周龍瑞介紹,一般電池的使用期是15個月,之后電池就報廢了,但報廢電池能以售價的30%再進行出售。超威對電池回收采用的方法是,在出售電池時,就以70%的價格進行售賣,把回收的價格直接減掉,消費者用完后直接返還給超威。理論上說,電池生產商應該對電池進行一比一的比例回收。但張天任介紹,現階段電池生產商通過銷售網絡回收的電池僅占銷售的25%到30%。
王敬忠認為,電池生產企業應該利用好自身的銷售網絡,建立起強大的回收體系。超威有遍布全國的數百個分銷商,幾乎覆蓋所有縣。天能有近千個分銷商,遍布全國的網點則達5萬個。擁有如此龐大的銷售網絡的電池生產商,可以利用其銷售網絡搭建電池回收網絡,掌握廢舊電池資源。

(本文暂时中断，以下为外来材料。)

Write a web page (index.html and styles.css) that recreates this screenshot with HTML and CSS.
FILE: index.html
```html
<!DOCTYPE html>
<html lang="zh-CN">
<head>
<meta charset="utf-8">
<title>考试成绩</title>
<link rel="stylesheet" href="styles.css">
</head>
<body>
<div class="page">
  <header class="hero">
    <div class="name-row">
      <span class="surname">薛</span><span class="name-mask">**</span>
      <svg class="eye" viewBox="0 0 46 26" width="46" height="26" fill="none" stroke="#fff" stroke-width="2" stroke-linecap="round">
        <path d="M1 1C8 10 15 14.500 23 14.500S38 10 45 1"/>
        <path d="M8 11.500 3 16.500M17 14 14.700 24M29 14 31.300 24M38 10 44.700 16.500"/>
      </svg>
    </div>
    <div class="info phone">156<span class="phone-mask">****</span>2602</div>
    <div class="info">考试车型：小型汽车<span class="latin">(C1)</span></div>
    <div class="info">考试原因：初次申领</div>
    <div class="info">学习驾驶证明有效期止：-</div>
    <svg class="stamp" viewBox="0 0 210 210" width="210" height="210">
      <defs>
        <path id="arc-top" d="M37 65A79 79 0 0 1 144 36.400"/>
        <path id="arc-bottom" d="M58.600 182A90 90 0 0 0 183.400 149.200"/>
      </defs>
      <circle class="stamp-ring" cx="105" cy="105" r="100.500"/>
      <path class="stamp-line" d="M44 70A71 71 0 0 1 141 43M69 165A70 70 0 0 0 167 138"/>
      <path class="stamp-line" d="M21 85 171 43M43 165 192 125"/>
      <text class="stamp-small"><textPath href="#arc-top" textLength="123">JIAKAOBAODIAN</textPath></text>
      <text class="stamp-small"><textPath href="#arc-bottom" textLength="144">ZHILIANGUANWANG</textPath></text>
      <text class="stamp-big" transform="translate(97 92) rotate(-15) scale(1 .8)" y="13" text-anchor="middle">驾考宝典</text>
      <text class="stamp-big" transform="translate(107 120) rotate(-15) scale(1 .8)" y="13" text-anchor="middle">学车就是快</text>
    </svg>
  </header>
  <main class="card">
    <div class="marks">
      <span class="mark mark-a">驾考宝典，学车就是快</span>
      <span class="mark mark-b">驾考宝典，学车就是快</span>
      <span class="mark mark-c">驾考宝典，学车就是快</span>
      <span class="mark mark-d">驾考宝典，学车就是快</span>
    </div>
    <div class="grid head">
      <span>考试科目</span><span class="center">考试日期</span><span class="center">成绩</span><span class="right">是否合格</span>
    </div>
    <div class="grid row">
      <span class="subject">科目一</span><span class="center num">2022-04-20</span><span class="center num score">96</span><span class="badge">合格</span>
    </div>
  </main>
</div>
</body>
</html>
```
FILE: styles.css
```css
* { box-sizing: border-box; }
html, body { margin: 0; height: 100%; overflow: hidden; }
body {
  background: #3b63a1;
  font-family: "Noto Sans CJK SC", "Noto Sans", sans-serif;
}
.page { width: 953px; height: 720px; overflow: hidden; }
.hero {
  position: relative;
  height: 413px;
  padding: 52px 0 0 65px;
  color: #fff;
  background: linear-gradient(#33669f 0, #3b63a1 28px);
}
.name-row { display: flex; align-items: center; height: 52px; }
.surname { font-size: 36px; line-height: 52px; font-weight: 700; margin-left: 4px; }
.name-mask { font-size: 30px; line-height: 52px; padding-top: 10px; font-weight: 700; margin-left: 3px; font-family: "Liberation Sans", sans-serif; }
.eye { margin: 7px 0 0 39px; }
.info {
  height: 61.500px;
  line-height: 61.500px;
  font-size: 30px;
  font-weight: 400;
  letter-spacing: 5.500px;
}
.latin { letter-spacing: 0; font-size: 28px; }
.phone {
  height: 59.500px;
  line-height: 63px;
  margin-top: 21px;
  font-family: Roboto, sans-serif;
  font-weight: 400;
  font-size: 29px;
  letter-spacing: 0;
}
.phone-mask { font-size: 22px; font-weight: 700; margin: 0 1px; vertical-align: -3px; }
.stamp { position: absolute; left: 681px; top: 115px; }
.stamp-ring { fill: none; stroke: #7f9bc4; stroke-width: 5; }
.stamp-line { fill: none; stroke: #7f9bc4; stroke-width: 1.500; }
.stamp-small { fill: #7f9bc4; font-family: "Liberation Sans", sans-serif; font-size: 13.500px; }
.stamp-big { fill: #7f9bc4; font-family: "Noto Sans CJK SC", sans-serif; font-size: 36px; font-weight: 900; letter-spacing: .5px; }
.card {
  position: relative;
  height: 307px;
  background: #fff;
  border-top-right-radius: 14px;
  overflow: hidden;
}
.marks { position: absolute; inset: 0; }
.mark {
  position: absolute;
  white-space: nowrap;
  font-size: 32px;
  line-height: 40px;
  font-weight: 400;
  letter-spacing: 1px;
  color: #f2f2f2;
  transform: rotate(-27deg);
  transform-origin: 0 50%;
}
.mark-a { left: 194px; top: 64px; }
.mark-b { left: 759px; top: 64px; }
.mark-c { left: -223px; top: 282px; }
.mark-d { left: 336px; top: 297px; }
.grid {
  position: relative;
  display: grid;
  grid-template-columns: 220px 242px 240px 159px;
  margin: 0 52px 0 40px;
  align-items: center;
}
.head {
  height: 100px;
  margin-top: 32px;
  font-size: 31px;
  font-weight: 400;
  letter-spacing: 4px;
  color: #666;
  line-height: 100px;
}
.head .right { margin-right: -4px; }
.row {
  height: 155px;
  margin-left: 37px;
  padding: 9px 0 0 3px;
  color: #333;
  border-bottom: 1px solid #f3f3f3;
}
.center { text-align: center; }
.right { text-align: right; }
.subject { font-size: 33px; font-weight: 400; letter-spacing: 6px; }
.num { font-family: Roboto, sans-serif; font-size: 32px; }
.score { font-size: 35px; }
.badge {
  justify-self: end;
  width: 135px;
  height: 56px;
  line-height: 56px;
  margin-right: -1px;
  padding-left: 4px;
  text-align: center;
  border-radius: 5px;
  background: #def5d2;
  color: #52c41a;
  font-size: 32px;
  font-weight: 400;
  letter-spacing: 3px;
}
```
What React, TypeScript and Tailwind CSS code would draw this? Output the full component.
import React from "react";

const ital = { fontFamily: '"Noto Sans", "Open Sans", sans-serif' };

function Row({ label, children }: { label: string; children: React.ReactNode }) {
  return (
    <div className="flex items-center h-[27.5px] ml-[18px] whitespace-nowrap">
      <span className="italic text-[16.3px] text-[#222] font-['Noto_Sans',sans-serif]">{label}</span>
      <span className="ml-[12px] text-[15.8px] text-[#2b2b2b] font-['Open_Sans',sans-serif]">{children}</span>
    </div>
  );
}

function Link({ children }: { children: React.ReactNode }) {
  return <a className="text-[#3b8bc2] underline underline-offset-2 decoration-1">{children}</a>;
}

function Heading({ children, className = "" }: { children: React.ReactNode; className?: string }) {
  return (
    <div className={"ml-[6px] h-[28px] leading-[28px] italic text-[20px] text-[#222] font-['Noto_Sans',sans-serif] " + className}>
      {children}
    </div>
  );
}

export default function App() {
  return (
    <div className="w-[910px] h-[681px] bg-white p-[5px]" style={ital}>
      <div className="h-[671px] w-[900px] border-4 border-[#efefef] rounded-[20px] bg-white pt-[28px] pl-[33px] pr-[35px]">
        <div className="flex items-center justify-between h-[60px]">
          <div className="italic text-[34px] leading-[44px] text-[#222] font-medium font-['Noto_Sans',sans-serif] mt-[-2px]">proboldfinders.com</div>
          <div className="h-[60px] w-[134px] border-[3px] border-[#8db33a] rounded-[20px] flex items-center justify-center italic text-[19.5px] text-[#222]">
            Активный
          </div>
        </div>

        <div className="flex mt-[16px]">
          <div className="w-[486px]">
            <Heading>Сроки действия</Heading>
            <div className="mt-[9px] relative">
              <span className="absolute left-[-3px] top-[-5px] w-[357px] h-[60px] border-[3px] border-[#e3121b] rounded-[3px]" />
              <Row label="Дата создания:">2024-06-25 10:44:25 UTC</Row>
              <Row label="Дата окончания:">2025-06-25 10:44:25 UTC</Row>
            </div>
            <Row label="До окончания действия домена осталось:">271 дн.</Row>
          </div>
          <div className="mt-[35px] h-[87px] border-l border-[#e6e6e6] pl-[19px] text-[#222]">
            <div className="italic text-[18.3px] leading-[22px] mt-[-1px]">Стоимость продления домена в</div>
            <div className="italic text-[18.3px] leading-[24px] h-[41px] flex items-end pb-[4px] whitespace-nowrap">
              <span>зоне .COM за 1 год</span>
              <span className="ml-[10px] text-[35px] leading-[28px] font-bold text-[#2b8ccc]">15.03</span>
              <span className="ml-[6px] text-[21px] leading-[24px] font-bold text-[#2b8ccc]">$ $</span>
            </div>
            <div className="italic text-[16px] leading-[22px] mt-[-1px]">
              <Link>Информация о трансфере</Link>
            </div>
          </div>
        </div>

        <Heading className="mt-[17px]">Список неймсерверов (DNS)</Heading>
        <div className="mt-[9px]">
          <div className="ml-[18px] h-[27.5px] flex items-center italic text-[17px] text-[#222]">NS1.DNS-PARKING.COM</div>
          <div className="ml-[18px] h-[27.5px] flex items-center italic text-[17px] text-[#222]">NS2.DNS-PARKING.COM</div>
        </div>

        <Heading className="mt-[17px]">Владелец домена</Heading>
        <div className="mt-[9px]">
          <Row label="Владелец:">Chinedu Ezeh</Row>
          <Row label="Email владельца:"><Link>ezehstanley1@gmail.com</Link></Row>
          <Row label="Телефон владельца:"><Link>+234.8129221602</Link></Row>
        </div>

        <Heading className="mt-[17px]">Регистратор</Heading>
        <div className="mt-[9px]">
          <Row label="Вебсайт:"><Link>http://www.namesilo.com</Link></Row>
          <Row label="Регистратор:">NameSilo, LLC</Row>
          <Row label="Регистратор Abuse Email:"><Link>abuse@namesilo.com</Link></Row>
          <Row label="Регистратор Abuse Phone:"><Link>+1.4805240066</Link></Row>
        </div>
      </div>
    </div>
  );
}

天能和超威回收來的廢舊電池,一般通過委托加工的方式交給再生鉛企業處理。一種方式是支付再生鉛企業每噸電池的處理費用,另一種是廢電池和合金鉛以一定比例進行置換。整體是一個閉環的循環生產。但是由于資質或其他原因,在再生鉛冶煉這個環節,天能、超威這樣的電池生產商沒有涉足。
不過現在情況正在改變。天能在長興吳山區工業園的西南角,有一條長達310米的電池回收處理產線正在建設中。電池槽內約1500噸的鉛酸電池堆成小山狀,紅白藍塑料布覆蓋在上面。電池槽不遠處懸空掛著一個抓斗,產線開工后抓斗一次性將3.5噸電池抓到破碎機內進行拆解。三名工人正在破碎機的發動機上擰緊螺絲釘。
連接著破碎機的是一個6米高、2米半徑的預脫硫裝置,這套脫硫裝置的造價就高達千萬,可以脫去電池中的硫酸根,保證以后的處理過程不含硫,脫離出來的硫將被處理為硫酸鈉后當作建筑材料使用,預脫硫裝置在國內再生鉛產線中是首例。鉛冶煉時的平爐改為轉爐,熔點由1350度下降到950度,可以減少揮發和能耗。這條產線可以實現鉛回收率達98%,鉛渣的含鉛量低于0.2%,遠高于國內設備的處理能力。
這條引自意大利15萬噸/年處理能力的產線造價是3.5億,同樣處理能力的國產設備只需六千萬的成本。華鑫集團正考慮在今年引進同樣的產線,進行技術提升。超威正計劃收購一家已經獲得資質的從上海搬遷到山東的再生鉛冶煉廠。
環保部、工信部等部委的強勢介入,或將改變整個鉛酸電池回收行業的格局,若要使正規軍受益,新進入者和投資者對行業更具信心,關鍵在于對于小作坊的核查和打壓力度。“我們現在研究方案,爭取能夠排查到位。”有色金屬工業協會副會長賈明星說。